NATO Secretary-General Mark Rutte enters the White House today on a damage-control mission aimed at preventing a total fracturing of the transatlantic alliance. Faced with an American administration openly reviewing its military presence in Europe and threatening withdrawal, Rutte is deploying a strategy of intense personal flattery to placate a volatile president. However, the core vulnerability of this approach is that it treats a structural, geopolitical shift as a mere personality clash. Flattering the American president will not fix the underlying fractures exposed by the ongoing Iran war. European capitals are increasingly refusing to act as logistical launchpads for American military campaigns, and that defiance is driving a wedge into the alliance that no amount of charm can easily repair.
The Flattery Trap at the Heart of Atlantic Diplomacy
For months, European diplomats have treated the former Dutch prime minister as their ultimate shield against American isolationism. His reputation as the premier diplomat capable of handling Washington relies entirely on public performances.
On Tuesday night, Rutte went on Fox News to offer full backing for Washington's actions in the Middle East.
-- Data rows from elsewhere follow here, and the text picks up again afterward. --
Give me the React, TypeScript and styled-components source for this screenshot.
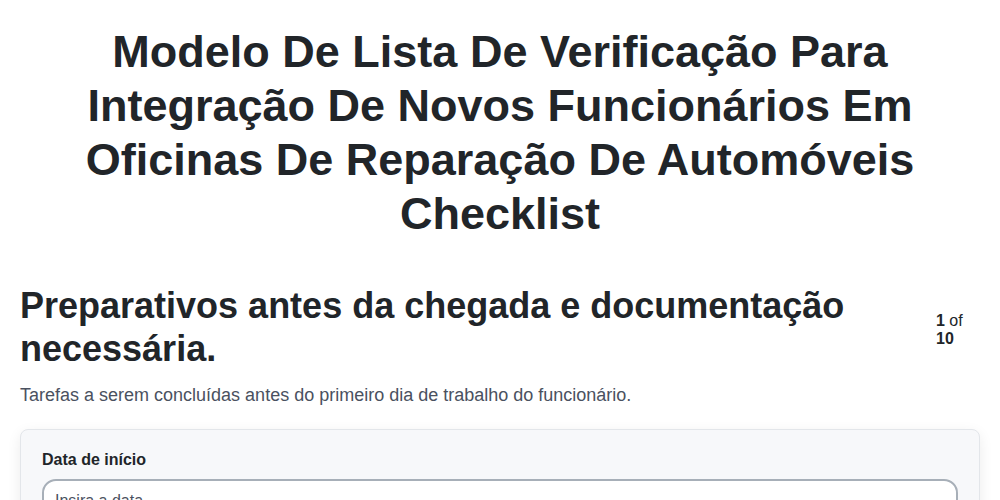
import React from "react";
import styled, { createGlobalStyle } from "styled-components";

const Global = createGlobalStyle`
  html, body { margin: 0; padding: 0; background: #ffffff; }
  body { font-family: "Liberation Sans", Arial, sans-serif; color: #212529; }
  * { box-sizing: border-box; }
`;

const Page = styled.main`
  padding: 0 20px;
`;

const Title = styled.h1`
  margin: 25px auto 0;
  max-width: 880px;
  text-align: center;
  font-size: 45px;
  line-height: 54px;
  font-weight: 700;
  color: #212529;
`;

const Section = styled.section`
  margin-top: 43px;
`;

const HeaderRow = styled.div`
  display: flex;
  align-items: center;
  justify-content: space-between;
  gap: 20px;
`;

const Heading = styled.h2`
  margin: 0;
  font-size: 36px;
  line-height: 43px;
  font-weight: 700;
  color: #212529;
  max-width: 880px;
`;

const Counter = styled.div`
  width: 44px;
  margin-top: 6px;
  font-size: 16px;
  line-height: 18px;
  color: #212529;
  b { font-weight: 700; }
`;

const Sub = styled.p`
  margin: 13px 0 0;
  font-size: 18px;
  line-height: 24px;
  color: #4a5160;
`;

const Card = styled.div`
  margin-top: 22px;
  background: #f7f8fa;
  border: 1px solid #e3e6ea;
  border-radius: 8px;
  box-shadow: 0 4px 14px rgba(0, 0, 0, 0.08);
  padding: 21px 21px 20px;
`;

const Label = styled.label`
  display: block;
  font-size: 16px;
  font-weight: 700;
  color: #212529;
  margin-bottom: 10px;
`;

const Input = styled.input`
  display: block;
  width: 100%;
  height: 44px;
  border: 2px solid #a7afb8;
  border-radius: 14px;
  background: #ffffff;
  padding: 0 11px;
  font-family: "Liberation Sans", Arial, sans-serif;
  font-size: 16px;
  color: #212529;
  &::placeholder { color: #4a5160; }
`;

export default function App() {
  return (
    <>
      <Global />
      <Page>
        <Title>
          Modelo De Lista De Verificação Para Integração De Novos Funcionários Em
          Oficinas De Reparação De Automóveis Checklist
        </Title>
        <Section>
          <HeaderRow>
            <Heading>Preparativos antes da chegada e documentação necessária.</Heading>
            <Counter>
              <b>1</b> of <b>10</b>
            </Counter>
          </HeaderRow>
          <Sub>Tarefas a serem concluídas antes do primeiro dia de trabalho do funcionário.</Sub>
          <Card>
            <Label>Data de início</Label>
            <Input placeholder="Insira a data" />
          </Card>
        </Section>
      </Page>
    </>
  );
}
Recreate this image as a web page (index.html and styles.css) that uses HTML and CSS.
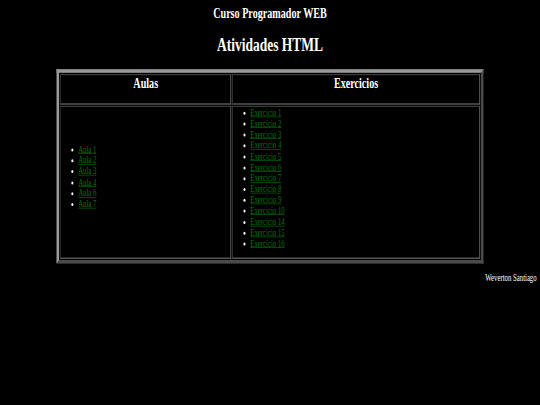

He brushed off deep structural blockages, such as European nations denying the U.S. military the use of domestic airbases to strike Iranian targets, as isolated incidents.
Last year, he even used a highly unusual rhetorical flourish, referring to the American president as "daddy" during an alliance summit, followed by a text message promising that Europe would pay for defense "in a BIG way."
The strategy treats foreign policy like a performance art project. While it successfully delayed a formal exit notice throughout the spring, the limits of transactional flattery are rapidly becoming clear.
The Base Denial Crisis
The real friction inside the alliance right now is not about budgets or defense spending targets. It centers on operational control and sovereign airspace.
When Washington and Israel launched military operations on February 28 without consulting Brussels or European allies, they expected the traditional post-9/11 playbook to apply automatically. Instead, major European powers quietly blocked the Pentagon from utilizing local runways, logistics hubs, and intelligence-gathering assets for offensive sorties.
This resistance infuriated Defense Secretary Pete Hegseth. Last week in Brussels, Hegseth explicitly reprimanded European ministers and announced a comprehensive six-month Pentagon review of all American forces stationed in Europe.
The message from Washington is clear. If American forces cannot use their European installations to project power into neighboring regions, the Pentagon will move those troops and assets elsewhere.
"A mutual defense pact is a two-way street," a senior American defense official noted privately ahead of today's Oval Office meeting. "If our European allies expect us to hold the line on their eastern borders but refuse to open their runways when we face a crisis in the Middle East, the entire premise of the alliance collapses."
The Five Percent Illusion
To distract from this strategic breakdown, Rutte is attempting to steer the conversation back toward defense spending. He frequently praises the White House for forcing member states to boost their military budgets, pointing out that European capitals are finally on a path toward the aggressive 5% of GDP spending target demanded last year for completion by 2035.
| NATO Defense Spending Metrics | Historic Average (Pre-2024) | Current Target (By 2035) |
|---|---|---|
| Target Percentage of GDP | 2.0% | 5.0% |
| Allies Meeting Target | Less than half | Currently unachievable for most |
This focus on spending targets misses the point. Even if Germany, France, and Italy reached the 5% threshold tomorrow, they cannot build a fully independent defense apparatus or a matching industrial supply chain in a few months. Europe remains entirely reliant on the American nuclear umbrella, strategic airlift capabilities, and satellite reconnaissance networks.
The administration understands this asymmetric dependence. They are leveraging it to demand total obedience on broader global security priorities, including shipping lane security through the closed Strait of Hormuz.
Structural Decay Beyond Personality
Believing that a charm offensive can fix this dynamic ignores decades of shifting American priorities. The strategic focus in Washington has been moving away from Europe for a long time, driven by structural pressures that outlast any single administration.
The focus on the Indo-Pacific region and the immediate drain of the Middle Eastern conflict mean that the U.S. military is stretched thin. European leaders who rely entirely on Rutte's text messages to maintain the American security guarantee are gambling their national security on a highly fragile foundation.
If the Pentagon's ongoing six-month review recommends a substantial drawdown of troops from Germany or Italy, the alliance will be effectively hollowed out from within, regardless of what commitments are made during next month's high-stakes summit in Turkey.
Rutte is heading into the Oval Office armed with praises, television interview clips, and a willingness to offer public concessions. But the deep policy divisions regarding sovereign control and unilateral military actions will remain entirely unchanged when he leaves the building.